> DATA SHOWN:
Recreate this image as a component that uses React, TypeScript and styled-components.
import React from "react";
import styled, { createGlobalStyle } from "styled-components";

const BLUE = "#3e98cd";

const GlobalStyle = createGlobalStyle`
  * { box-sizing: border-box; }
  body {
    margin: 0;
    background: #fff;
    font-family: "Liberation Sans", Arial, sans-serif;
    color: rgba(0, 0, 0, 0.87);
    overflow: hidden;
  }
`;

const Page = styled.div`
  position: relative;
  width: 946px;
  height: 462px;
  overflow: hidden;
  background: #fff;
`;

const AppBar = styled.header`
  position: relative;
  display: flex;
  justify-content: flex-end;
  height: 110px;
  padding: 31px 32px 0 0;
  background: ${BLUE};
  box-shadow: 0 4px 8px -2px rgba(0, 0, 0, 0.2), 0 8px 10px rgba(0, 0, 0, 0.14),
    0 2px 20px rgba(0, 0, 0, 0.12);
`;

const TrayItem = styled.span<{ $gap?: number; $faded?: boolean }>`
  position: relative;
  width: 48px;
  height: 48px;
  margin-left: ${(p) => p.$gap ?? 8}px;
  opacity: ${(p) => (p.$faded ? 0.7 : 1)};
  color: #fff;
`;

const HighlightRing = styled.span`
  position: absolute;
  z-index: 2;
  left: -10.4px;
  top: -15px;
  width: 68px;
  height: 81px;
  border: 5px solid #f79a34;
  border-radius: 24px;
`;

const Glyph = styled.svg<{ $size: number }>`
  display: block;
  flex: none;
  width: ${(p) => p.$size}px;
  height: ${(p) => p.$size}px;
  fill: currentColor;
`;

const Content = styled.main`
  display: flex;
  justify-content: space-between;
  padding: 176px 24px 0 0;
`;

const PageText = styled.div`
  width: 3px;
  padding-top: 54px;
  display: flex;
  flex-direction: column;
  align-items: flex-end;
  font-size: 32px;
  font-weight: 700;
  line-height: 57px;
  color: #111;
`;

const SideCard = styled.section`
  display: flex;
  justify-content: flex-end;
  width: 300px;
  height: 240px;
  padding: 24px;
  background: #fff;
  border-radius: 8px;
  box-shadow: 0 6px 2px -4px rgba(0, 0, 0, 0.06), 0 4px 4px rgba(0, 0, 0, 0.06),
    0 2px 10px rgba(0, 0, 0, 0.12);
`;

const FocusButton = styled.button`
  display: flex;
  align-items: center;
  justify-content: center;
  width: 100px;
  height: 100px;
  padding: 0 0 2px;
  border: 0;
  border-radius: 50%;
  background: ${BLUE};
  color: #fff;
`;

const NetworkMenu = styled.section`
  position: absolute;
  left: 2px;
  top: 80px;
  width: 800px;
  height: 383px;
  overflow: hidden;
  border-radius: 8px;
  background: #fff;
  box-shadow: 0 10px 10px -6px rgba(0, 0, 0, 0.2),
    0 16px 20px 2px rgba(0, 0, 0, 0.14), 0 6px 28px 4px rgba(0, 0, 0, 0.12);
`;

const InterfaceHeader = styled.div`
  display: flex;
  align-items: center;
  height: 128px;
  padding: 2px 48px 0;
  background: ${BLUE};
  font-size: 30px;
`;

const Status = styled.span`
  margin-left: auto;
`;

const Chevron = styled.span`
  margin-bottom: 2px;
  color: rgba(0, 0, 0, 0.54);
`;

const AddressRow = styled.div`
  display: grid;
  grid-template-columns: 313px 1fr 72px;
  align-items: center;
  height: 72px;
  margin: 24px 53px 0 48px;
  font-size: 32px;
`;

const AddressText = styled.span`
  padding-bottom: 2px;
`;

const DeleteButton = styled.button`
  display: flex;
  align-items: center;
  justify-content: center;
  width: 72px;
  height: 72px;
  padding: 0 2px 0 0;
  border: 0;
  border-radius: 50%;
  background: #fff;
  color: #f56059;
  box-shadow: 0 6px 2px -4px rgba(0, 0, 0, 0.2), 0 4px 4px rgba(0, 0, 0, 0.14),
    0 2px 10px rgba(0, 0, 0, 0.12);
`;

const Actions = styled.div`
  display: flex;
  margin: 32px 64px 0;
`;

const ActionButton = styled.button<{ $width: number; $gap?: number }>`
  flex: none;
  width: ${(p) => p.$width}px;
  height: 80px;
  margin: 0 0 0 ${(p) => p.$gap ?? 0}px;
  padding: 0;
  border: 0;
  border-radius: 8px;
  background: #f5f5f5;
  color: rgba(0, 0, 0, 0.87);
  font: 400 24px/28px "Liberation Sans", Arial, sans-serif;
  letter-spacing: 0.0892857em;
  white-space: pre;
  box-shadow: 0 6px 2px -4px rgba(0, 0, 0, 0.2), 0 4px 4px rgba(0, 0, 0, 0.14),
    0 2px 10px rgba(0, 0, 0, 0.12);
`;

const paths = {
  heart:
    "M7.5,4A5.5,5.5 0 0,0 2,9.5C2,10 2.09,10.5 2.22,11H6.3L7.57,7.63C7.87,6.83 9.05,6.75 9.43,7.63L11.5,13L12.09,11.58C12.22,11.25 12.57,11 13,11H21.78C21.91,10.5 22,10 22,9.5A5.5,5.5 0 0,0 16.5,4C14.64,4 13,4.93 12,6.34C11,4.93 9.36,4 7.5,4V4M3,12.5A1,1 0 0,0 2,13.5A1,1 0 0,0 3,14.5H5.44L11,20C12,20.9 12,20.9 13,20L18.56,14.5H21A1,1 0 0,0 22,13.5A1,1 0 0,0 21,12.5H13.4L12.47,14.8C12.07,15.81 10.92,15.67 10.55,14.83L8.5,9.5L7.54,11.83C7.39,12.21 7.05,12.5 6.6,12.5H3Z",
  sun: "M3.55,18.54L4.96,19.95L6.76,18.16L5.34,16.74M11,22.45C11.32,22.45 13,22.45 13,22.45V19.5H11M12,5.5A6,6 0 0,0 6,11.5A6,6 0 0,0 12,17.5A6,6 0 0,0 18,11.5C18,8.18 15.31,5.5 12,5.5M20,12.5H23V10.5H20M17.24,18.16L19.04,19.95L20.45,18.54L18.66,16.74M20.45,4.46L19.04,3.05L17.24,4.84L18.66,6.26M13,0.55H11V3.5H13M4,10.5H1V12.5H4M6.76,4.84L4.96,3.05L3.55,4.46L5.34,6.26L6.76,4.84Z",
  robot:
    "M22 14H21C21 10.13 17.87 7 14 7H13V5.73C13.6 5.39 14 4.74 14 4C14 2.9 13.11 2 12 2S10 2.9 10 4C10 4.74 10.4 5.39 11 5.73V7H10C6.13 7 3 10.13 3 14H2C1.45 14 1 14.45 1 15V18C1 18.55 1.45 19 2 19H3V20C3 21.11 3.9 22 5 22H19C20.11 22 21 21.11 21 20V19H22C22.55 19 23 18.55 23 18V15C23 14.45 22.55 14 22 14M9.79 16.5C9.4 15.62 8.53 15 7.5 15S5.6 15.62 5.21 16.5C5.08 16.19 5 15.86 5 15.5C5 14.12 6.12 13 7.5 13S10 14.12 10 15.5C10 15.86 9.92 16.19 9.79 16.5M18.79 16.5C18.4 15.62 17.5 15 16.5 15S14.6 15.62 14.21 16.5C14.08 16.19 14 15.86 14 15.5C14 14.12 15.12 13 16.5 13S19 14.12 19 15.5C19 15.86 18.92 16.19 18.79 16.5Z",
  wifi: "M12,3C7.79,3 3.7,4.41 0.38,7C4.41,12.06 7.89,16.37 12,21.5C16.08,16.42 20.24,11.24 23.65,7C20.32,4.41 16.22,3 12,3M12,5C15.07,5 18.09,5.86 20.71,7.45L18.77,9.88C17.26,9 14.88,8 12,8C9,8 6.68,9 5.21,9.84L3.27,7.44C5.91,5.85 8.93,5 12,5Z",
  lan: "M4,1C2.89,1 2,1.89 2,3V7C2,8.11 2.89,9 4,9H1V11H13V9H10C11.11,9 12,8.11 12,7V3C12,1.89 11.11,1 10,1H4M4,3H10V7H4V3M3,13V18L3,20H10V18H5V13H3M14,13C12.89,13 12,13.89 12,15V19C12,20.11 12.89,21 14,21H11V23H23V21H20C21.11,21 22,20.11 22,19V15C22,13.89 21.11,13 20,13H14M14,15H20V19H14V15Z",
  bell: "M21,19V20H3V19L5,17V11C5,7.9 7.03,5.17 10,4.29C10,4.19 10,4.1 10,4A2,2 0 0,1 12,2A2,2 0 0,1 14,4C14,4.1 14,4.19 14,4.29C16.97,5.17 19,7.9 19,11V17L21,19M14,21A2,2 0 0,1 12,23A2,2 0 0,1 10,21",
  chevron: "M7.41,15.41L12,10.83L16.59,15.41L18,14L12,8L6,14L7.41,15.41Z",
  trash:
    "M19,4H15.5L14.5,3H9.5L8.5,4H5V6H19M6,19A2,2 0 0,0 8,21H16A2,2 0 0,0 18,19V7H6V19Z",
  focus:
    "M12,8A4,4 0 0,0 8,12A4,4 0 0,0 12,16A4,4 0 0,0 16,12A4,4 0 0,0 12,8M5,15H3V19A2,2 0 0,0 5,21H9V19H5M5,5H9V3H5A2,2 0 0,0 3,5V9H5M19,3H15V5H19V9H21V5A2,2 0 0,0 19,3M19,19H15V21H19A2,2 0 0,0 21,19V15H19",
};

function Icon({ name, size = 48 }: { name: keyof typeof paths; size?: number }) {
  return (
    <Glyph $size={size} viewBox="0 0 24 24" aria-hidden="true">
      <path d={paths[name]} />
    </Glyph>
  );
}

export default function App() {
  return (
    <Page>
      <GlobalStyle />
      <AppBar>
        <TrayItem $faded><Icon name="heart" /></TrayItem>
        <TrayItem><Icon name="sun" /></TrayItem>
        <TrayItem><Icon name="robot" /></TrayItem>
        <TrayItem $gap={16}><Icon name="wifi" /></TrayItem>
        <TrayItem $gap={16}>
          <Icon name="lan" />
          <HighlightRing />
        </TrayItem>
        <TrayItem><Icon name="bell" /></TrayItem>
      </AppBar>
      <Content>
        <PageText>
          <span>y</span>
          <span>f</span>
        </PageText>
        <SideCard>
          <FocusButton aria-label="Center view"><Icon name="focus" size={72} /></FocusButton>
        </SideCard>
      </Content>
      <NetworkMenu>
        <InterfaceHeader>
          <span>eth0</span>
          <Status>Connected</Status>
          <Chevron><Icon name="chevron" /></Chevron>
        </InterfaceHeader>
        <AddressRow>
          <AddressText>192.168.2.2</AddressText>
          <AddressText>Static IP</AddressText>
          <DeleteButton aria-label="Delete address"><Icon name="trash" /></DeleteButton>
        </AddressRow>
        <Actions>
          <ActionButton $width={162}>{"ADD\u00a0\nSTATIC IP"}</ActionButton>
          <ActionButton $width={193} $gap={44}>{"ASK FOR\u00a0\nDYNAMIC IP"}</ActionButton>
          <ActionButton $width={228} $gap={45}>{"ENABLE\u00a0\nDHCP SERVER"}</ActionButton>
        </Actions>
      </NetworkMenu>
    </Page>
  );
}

> STATED EXERCISE: From the data above, work out how many lines contain the string "React" and reply with only the number.

> EXPECTED OUTPUT: 2